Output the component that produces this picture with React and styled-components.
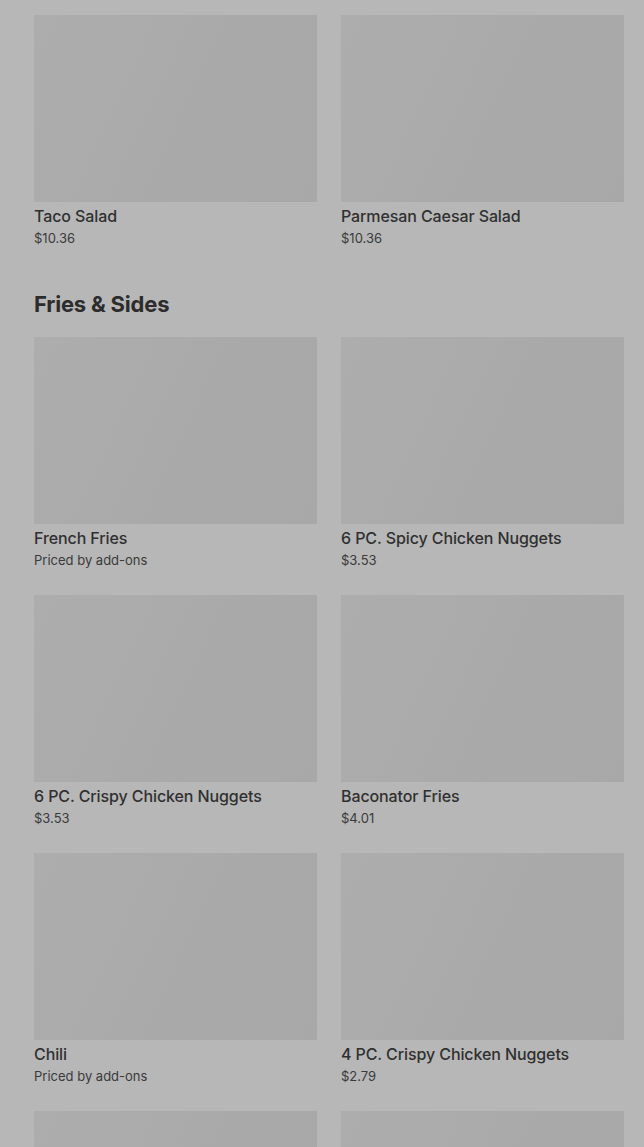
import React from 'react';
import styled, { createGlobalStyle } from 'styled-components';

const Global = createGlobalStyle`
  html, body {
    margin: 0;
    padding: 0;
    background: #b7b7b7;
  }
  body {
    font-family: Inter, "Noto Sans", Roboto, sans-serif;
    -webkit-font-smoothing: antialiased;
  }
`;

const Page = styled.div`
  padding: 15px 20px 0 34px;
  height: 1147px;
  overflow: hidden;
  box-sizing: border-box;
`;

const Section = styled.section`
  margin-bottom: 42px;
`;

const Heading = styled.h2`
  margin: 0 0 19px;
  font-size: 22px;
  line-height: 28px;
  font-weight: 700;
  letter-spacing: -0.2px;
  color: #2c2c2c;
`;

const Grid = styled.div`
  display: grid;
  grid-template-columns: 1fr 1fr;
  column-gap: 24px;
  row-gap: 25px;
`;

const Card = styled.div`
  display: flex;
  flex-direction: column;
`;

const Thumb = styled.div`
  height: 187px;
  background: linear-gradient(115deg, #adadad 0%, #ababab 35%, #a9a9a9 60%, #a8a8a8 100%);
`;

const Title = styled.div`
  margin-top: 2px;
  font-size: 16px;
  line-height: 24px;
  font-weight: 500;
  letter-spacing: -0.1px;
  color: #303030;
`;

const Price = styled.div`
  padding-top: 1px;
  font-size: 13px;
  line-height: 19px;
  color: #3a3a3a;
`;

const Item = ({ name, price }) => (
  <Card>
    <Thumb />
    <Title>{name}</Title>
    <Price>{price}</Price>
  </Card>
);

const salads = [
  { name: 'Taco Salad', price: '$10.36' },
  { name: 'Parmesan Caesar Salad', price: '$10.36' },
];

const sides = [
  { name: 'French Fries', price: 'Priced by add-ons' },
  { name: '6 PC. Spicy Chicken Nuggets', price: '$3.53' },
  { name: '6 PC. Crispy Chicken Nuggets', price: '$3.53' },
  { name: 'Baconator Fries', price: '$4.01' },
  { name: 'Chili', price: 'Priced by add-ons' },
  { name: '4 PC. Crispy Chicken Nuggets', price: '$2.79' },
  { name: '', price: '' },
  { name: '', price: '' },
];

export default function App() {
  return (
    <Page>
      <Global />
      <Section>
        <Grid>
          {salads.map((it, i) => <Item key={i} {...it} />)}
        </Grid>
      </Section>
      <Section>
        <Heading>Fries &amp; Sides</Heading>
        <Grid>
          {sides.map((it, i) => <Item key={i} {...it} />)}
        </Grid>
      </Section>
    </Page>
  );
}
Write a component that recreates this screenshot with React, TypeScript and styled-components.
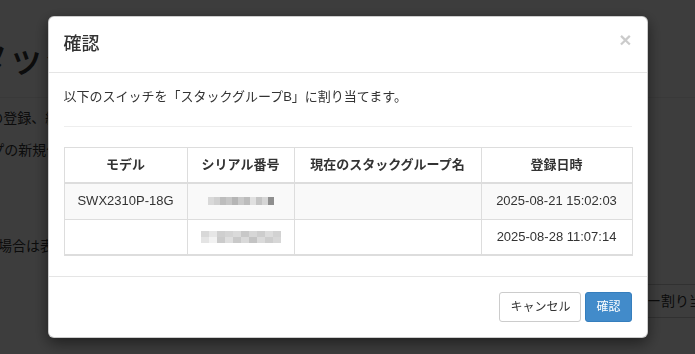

----

**TASK GOAL:** From the material above, copy everything exactly but the pictures.

**TASK ANSWER:**
Output the component that produces this picture with React and styled-components.
import React from 'react';
import styled, { createGlobalStyle } from 'styled-components';

const Global = createGlobalStyle`
  html, body {
    margin: 0;
    padding: 0;
    background: #b7b7b7;
  }
  body {
    font-family: Inter, "Noto Sans", Roboto, sans-serif;
    -webkit-font-smoothing: antialiased;
  }
`;

const Page = styled.div`
  padding: 15px 20px 0 34px;
  height: 1147px;
  overflow: hidden;
  box-sizing: border-box;
`;

const Section = styled.section`
  margin-bottom: 42px;
`;

const Heading = styled.h2`
  margin: 0 0 19px;
  font-size: 22px;
  line-height: 28px;
  font-weight: 700;
  letter-spacing: -0.2px;
  color: #2c2c2c;
`;

const Grid = styled.div`
  display: grid;
  grid-template-columns: 1fr 1fr;
  column-gap: 24px;
  row-gap: 25px;
`;

const Card = styled.div`
  display: flex;
  flex-direction: column;
`;

const Thumb = styled.div`
  height: 187px;
  background: linear-gradient(115deg, #adadad 0%, #ababab 35%, #a9a9a9 60%, #a8a8a8 100%);
`;

const Title = styled.div`
  margin-top: 2px;
  font-size: 16px;
  line-height: 24px;
  font-weight: 500;
  letter-spacing: -0.1px;
  color: #303030;
`;

const Price = styled.div`
  padding-top: 1px;
  font-size: 13px;
  line-height: 19px;
  color: #3a3a3a;
`;

const Item = ({ name, price }) => (
  <Card>
    <Thumb />
    <Title>{name}</Title>
    <Price>{price}</Price>
  </Card>
);

const salads = [
  { name: 'Taco Salad', price: '$10.36' },
  { name: 'Parmesan Caesar Salad', price: '$10.36' },
];

const sides = [
  { name: 'French Fries', price: 'Priced by add-ons' },
  { name: '6 PC. Spicy Chicken Nuggets', price: '$3.53' },
  { name: '6 PC. Crispy Chicken Nuggets', price: '$3.53' },
  { name: 'Baconator Fries', price: '$4.01' },
  { name: 'Chili', price: 'Priced by add-ons' },
  { name: '4 PC. Crispy Chicken Nuggets', price: '$2.79' },
  { name: '', price: '' },
  { name: '', price: '' },
];

export default function App() {
  return (
    <Page>
      <Global />
      <Section>
        <Grid>
          {salads.map((it, i) => <Item key={i} {...it} />)}
        </Grid>
      </Section>
      <Section>
        <Heading>Fries &amp; Sides</Heading>
        <Grid>
          {sides.map((it, i) => <Item key={i} {...it} />)}
        </Grid>
      </Section>
    </Page>
  );
}
Write a component that recreates this screenshot with React, TypeScript and styled-components.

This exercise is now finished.